1. Overview

wget is one of the most common tools used to download content from the Internet. Using wget, we can mirror websites, download files and media, etc., in a non-interactive, automated way. It is intelligent enough to automatically follow hyperlinks and HTTP redirects.

However, there might be situations where we do not want wget to follow redirects. In this tutorial, we’ll see the default behavior of wget to a server’s redirect response and how to change this behavior.

2. Using wget To Download Content

wget is quite simple to use. Let’s say we want to look at the license for the Linux kernel. We can fetch the LICENSE file from its git repo:

$ wget https://github.com/torvalds/linux/raw/master/LICENSES/preferred/GPL-2.0
--2022-02-03 20:39:21--  https://github.com/torvalds/linux/raw/master/LICENSES/preferred/GPL-2.0
SSL_INIT
Loaded CA certificate '/etc/ssl/certs/ca-certificates.crt'
Resolving github.com (github.com)... 13.234.210.38
Connecting to github.com (github.com)|13.234.210.38|:443... connected.
HTTP request sent, awaiting response... 302 Found
Location: https://raw.githubusercontent.com/torvalds/linux/master/LICENSES/preferred/GPL-2.0 [following]
--2022-02-03 20:39:22--  https://raw.githubusercontent.com/torvalds/linux/master/LICENSES/preferred/GPL-2.0
SSL_INIT
Resolving raw.githubusercontent.com (raw.githubusercontent.com)... 185.199.108.133, 185.199.111.133, 185.199.109.133, ...
Connecting to raw.githubusercontent.com (raw.githubusercontent.com)|185.199.108.133|:443... connected.
HTTP request sent, awaiting response... 200 OK
Length: 18729 (18K) [text/plain]
Saving to: ‘GPL-2.0’

GPL-2.0                          100%[==============================================================>]  18.29K  --.-KB/s    in 0.003s  

2022-02-03 20:39:23 (5.63 MB/s) - ‘GPL-2.0’ saved [18729/18729]

This downloads the content into a file named GPL-2.0 in our current directory. Of course, we can change the name of the downloaded file using the -O flag, if we want to.

Here, if we look closely at the output above, there is a line that says “HTTP request sent, awaiting response… 302 Found”. This means that the URL we used is resulting in an HTTP redirection to another URL.

The redirection URL is provided in the Location HTTP response header.

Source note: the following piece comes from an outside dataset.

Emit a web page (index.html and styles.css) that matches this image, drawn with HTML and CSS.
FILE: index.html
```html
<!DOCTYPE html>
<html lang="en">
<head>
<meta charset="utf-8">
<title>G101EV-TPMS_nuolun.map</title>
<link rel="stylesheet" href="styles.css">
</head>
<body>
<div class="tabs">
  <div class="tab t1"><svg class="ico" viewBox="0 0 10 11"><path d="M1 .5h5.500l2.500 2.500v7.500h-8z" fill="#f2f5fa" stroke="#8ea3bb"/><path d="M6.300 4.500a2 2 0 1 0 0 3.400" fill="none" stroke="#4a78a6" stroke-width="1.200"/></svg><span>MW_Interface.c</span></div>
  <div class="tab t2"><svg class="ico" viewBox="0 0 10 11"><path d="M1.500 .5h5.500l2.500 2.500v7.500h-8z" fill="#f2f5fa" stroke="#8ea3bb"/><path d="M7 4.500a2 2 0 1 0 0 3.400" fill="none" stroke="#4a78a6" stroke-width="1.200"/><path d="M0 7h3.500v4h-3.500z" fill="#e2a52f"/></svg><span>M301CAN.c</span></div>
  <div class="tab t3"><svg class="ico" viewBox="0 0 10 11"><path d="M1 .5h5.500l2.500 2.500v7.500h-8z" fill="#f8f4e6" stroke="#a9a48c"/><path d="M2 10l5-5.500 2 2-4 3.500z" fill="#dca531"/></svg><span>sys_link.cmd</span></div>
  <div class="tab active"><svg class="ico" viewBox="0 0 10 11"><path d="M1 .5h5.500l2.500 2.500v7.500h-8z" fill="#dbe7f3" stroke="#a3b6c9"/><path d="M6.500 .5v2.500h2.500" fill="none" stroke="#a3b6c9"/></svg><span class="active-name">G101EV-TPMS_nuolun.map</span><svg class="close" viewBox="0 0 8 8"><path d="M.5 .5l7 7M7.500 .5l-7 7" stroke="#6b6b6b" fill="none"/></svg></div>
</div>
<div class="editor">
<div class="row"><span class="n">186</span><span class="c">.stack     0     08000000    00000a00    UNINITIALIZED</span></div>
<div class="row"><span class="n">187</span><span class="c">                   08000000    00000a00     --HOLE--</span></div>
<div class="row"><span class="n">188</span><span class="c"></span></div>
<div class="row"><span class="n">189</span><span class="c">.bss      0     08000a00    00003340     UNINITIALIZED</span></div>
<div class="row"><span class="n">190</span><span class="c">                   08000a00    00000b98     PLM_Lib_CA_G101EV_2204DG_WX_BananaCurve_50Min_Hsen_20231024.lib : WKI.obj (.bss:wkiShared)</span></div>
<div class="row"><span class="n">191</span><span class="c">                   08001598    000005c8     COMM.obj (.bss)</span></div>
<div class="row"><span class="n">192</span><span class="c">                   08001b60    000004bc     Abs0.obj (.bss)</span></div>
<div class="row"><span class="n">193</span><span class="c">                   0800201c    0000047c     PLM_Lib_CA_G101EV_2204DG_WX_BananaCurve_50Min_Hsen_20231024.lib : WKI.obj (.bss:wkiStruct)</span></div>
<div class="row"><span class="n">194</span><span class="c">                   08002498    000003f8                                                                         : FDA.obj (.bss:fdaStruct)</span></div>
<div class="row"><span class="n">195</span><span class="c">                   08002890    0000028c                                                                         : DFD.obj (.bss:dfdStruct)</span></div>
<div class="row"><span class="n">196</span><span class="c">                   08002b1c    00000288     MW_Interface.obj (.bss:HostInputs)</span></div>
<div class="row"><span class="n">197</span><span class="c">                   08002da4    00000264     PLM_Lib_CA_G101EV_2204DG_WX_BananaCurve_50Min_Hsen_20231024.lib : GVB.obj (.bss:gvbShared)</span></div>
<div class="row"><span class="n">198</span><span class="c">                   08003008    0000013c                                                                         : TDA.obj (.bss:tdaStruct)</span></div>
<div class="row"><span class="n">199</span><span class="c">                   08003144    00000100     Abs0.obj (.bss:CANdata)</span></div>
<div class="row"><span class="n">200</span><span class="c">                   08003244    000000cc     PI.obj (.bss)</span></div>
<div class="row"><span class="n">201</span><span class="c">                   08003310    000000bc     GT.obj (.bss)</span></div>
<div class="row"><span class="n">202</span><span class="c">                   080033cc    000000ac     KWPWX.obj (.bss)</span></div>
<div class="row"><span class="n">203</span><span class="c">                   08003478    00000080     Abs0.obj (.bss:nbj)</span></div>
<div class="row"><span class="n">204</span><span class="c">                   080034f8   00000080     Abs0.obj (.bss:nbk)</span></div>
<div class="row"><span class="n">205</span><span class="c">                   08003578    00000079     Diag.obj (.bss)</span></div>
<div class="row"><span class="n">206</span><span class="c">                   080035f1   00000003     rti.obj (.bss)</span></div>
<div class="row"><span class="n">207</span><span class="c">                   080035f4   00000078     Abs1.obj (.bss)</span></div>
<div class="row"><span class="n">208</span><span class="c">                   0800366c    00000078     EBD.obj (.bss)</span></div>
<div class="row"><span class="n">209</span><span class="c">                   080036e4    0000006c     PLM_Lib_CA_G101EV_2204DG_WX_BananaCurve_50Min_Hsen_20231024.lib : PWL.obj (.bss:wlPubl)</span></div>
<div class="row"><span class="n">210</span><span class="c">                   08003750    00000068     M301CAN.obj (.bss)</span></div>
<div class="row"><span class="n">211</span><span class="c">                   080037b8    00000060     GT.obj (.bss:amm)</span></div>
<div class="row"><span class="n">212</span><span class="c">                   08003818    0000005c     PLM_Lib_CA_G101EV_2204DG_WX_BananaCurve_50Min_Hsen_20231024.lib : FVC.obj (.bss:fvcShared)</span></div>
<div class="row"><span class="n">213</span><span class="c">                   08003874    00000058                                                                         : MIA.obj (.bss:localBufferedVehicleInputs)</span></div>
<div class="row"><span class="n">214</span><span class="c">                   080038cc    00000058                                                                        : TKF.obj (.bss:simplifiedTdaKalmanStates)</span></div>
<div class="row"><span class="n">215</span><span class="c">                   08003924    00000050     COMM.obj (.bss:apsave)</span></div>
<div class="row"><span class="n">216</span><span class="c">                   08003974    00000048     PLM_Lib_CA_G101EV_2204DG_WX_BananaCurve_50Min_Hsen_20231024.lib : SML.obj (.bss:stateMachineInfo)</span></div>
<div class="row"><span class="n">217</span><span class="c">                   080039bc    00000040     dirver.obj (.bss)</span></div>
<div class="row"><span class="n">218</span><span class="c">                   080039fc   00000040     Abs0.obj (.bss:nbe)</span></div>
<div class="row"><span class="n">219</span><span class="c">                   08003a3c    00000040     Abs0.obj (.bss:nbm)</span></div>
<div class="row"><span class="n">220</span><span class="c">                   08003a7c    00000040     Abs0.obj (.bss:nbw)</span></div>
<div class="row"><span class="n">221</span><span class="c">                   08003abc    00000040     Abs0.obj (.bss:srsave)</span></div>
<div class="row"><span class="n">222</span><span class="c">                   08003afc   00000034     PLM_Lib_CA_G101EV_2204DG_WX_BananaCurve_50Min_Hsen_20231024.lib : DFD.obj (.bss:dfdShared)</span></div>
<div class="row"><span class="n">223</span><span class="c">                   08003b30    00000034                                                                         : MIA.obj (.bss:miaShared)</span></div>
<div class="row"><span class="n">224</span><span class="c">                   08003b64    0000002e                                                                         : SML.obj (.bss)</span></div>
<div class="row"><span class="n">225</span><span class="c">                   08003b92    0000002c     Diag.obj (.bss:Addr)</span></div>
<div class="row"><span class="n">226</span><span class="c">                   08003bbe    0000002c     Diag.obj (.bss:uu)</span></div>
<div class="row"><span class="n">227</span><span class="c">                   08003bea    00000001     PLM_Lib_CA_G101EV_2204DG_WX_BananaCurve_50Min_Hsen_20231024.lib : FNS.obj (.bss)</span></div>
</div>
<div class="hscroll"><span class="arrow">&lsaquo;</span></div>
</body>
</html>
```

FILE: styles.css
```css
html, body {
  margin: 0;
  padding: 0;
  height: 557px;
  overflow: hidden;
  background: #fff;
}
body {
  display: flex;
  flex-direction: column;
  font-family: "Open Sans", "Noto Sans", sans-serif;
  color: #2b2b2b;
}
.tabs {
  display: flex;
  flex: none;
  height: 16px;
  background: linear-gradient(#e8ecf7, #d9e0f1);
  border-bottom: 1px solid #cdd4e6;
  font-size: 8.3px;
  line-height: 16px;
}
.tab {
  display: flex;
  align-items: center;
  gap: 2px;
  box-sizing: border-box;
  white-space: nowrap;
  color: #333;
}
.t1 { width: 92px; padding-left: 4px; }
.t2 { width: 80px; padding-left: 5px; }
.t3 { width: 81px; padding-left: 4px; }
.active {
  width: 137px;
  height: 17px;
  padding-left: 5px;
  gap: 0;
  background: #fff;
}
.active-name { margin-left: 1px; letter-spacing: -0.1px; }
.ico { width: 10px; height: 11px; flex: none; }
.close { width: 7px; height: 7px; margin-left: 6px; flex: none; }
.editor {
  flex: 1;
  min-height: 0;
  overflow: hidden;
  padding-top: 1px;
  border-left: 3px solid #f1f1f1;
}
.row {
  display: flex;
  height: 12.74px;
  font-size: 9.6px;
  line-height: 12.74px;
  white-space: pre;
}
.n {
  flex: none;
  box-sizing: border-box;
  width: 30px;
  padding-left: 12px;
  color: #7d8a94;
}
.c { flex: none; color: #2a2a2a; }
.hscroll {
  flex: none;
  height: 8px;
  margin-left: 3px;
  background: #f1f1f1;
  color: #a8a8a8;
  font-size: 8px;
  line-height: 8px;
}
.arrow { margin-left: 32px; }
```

In the example above, we can see the value of the Location header as well in the next line in the output.

3. Preventing Redirects When Using wget

wget, by default, follows redirects from a given URL. But there might be situations where we want to reduce the number of redirects or prevent redirects completely. For example, when mirroring a website, we might want to prevent links in the website from redirecting to external websites.

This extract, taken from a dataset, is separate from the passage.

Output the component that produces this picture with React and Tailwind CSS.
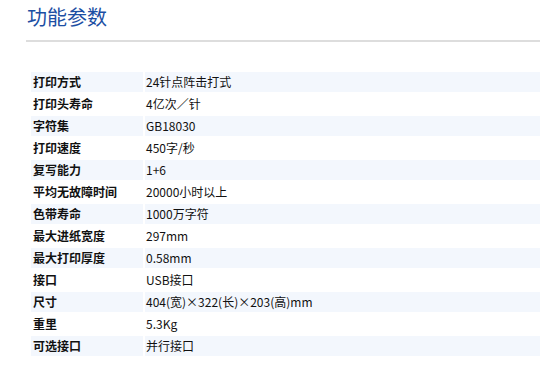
const specs = [
  ["打印方式", "24针点阵击打式"],
  ["打印头寿命", "4亿次／针"],
  ["字符集", "GB18030"],
  ["打印速度", "450字/秒"],
  ["复写能力", "1+6"],
  ["平均无故障时间", "20000小时以上"],
  ["色带寿命", "1000万字符"],
  ["最大进纸宽度", "297mm"],
  ["最大打印厚度", "0.58mm"],
  ["接口", "USB接口"],
  ["尺寸", "404(宽)×322(长)×203(高)mm"],
  ["重里", "5.3Kg"],
  ["可选接口", "并行接口"],
];

export default function App() {
  return (
    <div
      className="w-[540px] h-[373px] overflow-hidden bg-white pl-[26px]"
      style={{ fontFamily: '"Noto Sans CJK SC", "Noto Sans", sans-serif' }}
    >
      <div className="h-[42px] border-b-2 border-[#dddddd] pt-[3px] pl-[1px]">
        <h2 className="text-[20px] leading-[28px] text-[#1b4ea3] font-normal">功能参数</h2>
      </div>

      <table className="mt-[28px] ml-[3px] w-[516px] border-separate border-spacing-[2px] text-[12px]">
        <tbody>
          {specs.map(([label, value], i) => (
            <tr key={label} className={i % 2 === 0 ? "bg-[#f3f7fd]" : "bg-white"}>
              <td className="w-[112px] h-[20px] leading-[20px] p-0 pl-[2px] font-bold text-[#111]">{label}</td>
              <td className="h-[20px] leading-[20px] p-0 pl-[1px] text-[#111]">{value}</td>
            </tr>
          ))}
        </tbody>
      </table>
    </div>
  );
}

We can do this using the –max-redirect flag of wget. Its default value is 20. Hence, wget will follow up to 20 redirections for a URL. If we set it to 0, it stops following redirects.

Let’s try the previous example again with –max-redirect set to 0:

$ wget --max-redirect=0 https://github.com/torvalds/linux/raw/master/LICENSES/preferred/GPL-2.0
--2022-02-03 20:49:28--  https://github.com/torvalds/linux/raw/master/LICENSES/preferred/GPL-2.0
SSL_INIT
Loaded CA certificate '/etc/ssl/certs/ca-certificates.crt'
Resolving github.com (github.com)... 13.234.210.38
Connecting to github.com (github.com)|13.234.210.38|:443... connected.
HTTP request sent, awaiting response... 302 Found
Location: https://raw.githubusercontent.com/torvalds/linux/master/LICENSES/preferred/GPL-2.0 [following]
0 redirections exceeded.

Here, we can see that wget is reporting “0 redirections exceeded“. After that, it stops and doesn’t follow the URL in the Location header. Likewise, if we want to allow a specific number of redirections, we can set the value of –max-redirect to the desired value.

4. Conclusion

In this short article, we first saw that wget follows HTTP redirections by default, and then we looked at the flags we can use to prevent that.